Tuesday, January 12, 2010
Charlie Apicella’s Iron City – Sparks (CArlo Music)
Plucking its name from a plum 1977 Grant Green date, guitarist Charlie Apicella’s trio embodies much of what makes that record so great. Green’s trio with organist John Patton and drummer Ben Dixon operated like a souped up Booker T & the MGs, covering popular fare like “Samba de Orpheus” and “High Heeled Sneakers” and plugging in a strong soul jazz sensibility along the way. Apicella’s crew adopts a similar strategy toward soul jazz workhorses by Green, Lonnie Smith and Lou Donaldson though they curiously steer clear of the tunes on the original album.

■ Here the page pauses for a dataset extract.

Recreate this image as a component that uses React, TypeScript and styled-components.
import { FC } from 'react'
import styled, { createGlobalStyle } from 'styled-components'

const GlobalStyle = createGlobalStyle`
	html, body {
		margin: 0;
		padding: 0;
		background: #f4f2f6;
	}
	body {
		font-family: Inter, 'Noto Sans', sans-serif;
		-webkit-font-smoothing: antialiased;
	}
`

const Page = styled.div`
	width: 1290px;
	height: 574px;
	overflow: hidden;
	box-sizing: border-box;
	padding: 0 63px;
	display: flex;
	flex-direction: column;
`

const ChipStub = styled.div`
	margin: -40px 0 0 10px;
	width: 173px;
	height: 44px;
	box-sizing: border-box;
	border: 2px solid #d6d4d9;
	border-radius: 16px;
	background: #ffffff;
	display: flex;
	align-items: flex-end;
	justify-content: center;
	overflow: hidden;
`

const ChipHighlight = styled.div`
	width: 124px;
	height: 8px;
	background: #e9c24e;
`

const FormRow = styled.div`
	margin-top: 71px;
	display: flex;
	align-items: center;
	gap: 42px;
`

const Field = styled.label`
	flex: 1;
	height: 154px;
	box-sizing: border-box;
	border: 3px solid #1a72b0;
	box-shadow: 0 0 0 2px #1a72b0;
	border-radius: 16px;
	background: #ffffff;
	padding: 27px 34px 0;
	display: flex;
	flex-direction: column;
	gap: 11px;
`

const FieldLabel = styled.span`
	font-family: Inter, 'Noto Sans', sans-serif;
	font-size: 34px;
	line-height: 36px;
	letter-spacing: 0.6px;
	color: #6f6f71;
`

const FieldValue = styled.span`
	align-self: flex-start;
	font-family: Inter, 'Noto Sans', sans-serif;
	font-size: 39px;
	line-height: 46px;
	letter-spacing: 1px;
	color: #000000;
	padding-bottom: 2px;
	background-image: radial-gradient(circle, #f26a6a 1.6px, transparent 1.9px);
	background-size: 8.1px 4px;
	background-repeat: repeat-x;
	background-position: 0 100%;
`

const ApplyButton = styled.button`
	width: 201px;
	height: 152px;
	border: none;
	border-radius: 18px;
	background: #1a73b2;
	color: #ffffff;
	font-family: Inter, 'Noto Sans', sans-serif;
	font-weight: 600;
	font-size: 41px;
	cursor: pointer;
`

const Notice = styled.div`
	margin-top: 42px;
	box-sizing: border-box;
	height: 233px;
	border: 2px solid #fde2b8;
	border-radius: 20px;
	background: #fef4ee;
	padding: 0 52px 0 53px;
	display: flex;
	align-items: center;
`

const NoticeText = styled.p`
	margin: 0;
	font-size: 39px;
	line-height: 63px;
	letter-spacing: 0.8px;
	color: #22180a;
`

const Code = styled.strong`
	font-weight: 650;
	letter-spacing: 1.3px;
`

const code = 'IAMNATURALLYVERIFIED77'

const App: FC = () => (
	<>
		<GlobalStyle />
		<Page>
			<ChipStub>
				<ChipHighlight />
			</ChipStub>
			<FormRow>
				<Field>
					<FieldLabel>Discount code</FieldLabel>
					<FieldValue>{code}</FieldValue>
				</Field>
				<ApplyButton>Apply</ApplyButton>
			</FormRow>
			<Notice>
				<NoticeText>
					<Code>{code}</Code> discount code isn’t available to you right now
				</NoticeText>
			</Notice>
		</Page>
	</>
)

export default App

Organist Dave Mattock and drummer Alan Korzin demonstrate a keen affinity for both material and approach with Mattlock building up some very meaty basslines, but the aspect that truly sets the session apart from others of its ilk are the guests lending assists. Violinists John Blake, Jr. and Amy Bateman each lend their arco talents to a tune apiece, giving the vamps on the opening Green-associated “Sookie Sookie” and Apicella’s own “Sweet and Sounded” a sharper edge along with a pair of vibrato-accented solos. The real draw for me though is the suprising presence of saxophonist Stephen Riley, who’s feather-toned tenor enhances five of the eight cuts. Riley’s fluttering, mercurial phrasings fit unexpectedly well into the unabashed funky surroundings of the opener and Apicella’s title piece. He clips and pinches lines to jibe with the tightly drawn grooves, maintaining equal footing with the leader and Mattock on the solo front, though there are moments when it does sound like he’s holding back.

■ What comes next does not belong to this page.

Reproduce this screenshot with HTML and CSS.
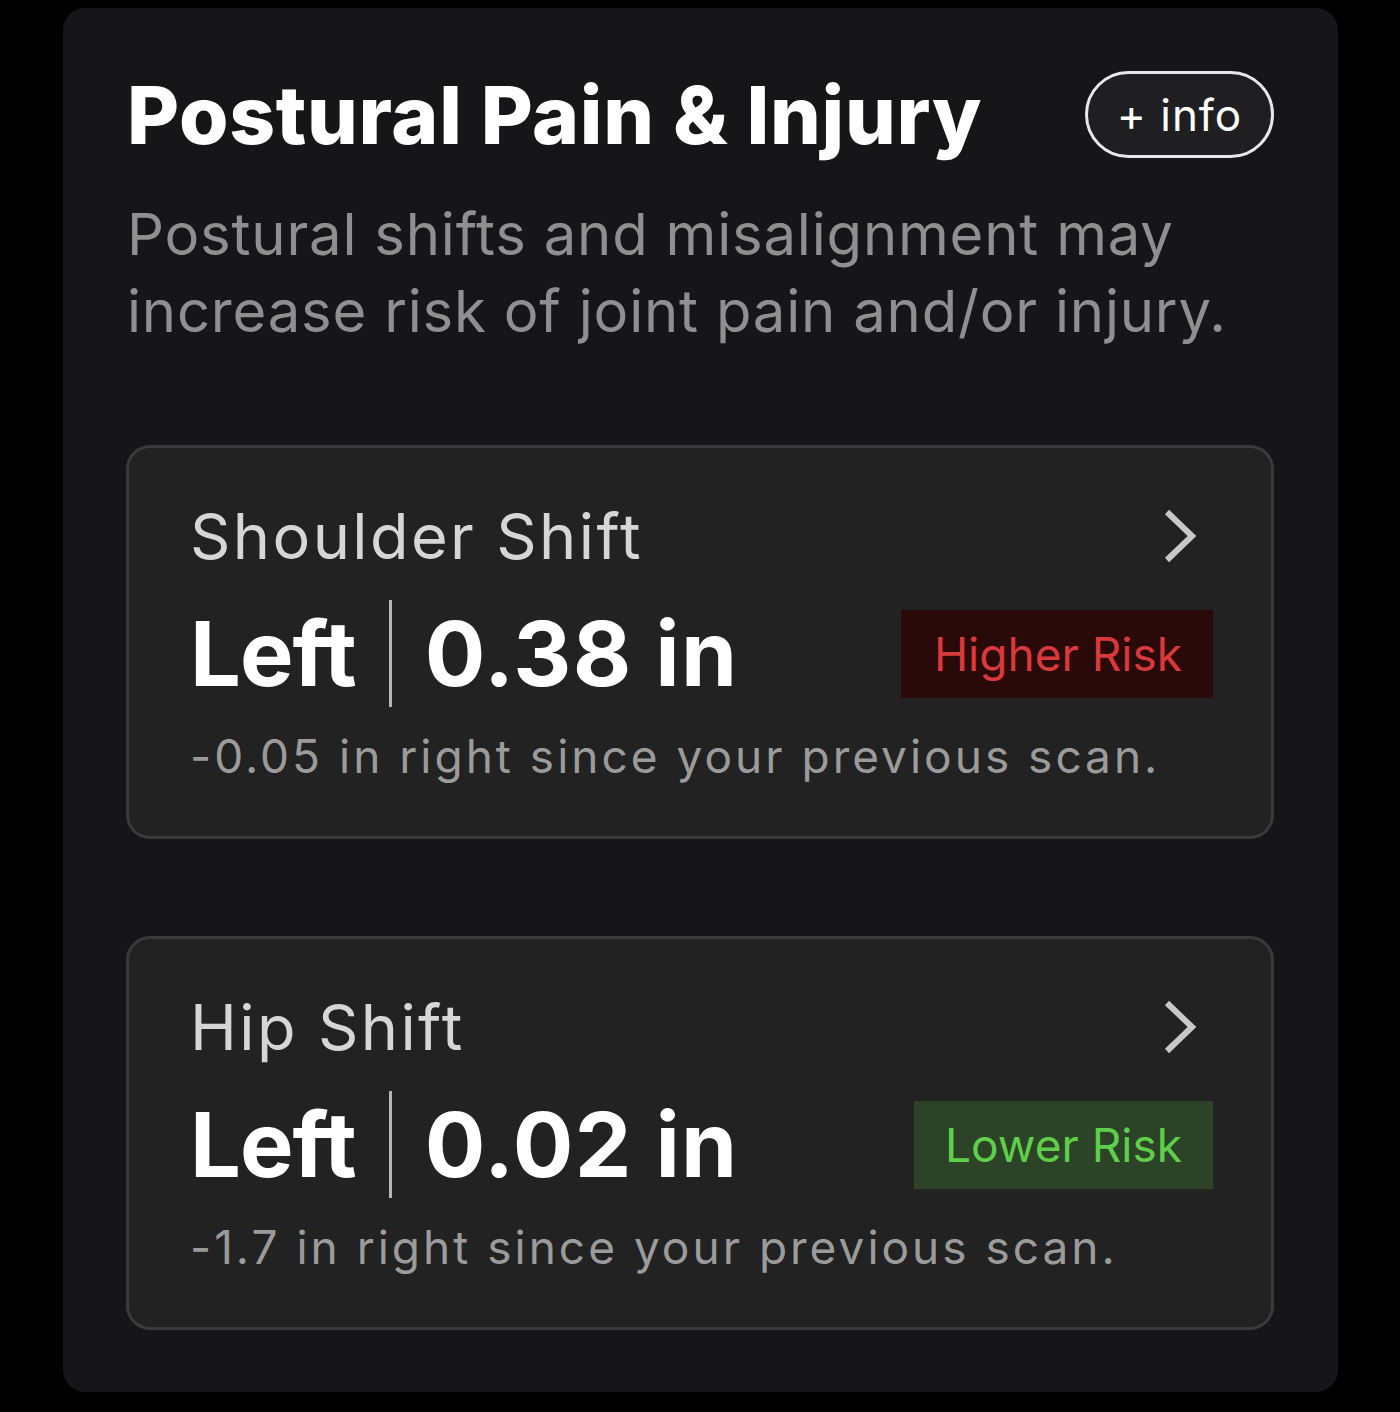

In light of the fine playing, the material suffers by comparsion and the disc registers at a relatively slim LP length, Again though, what’s here holds true to the source of inspiration. Apicella’s only misstep is a bromidic rendering of “Billie Jean” tacked on to the set’s end, presumably in a hat tip to Green’s original investigation of popular songs of the day. Riley isn’t on board for the outing and the Michael Jackson melody can’t help but sound trite in such an obviously ‘jazzed up’ state. Additonally, the performance leaves the question hanging as what sort of serpentine variations on that ubiquitous theme the saxophonist come would have come up with given the chance.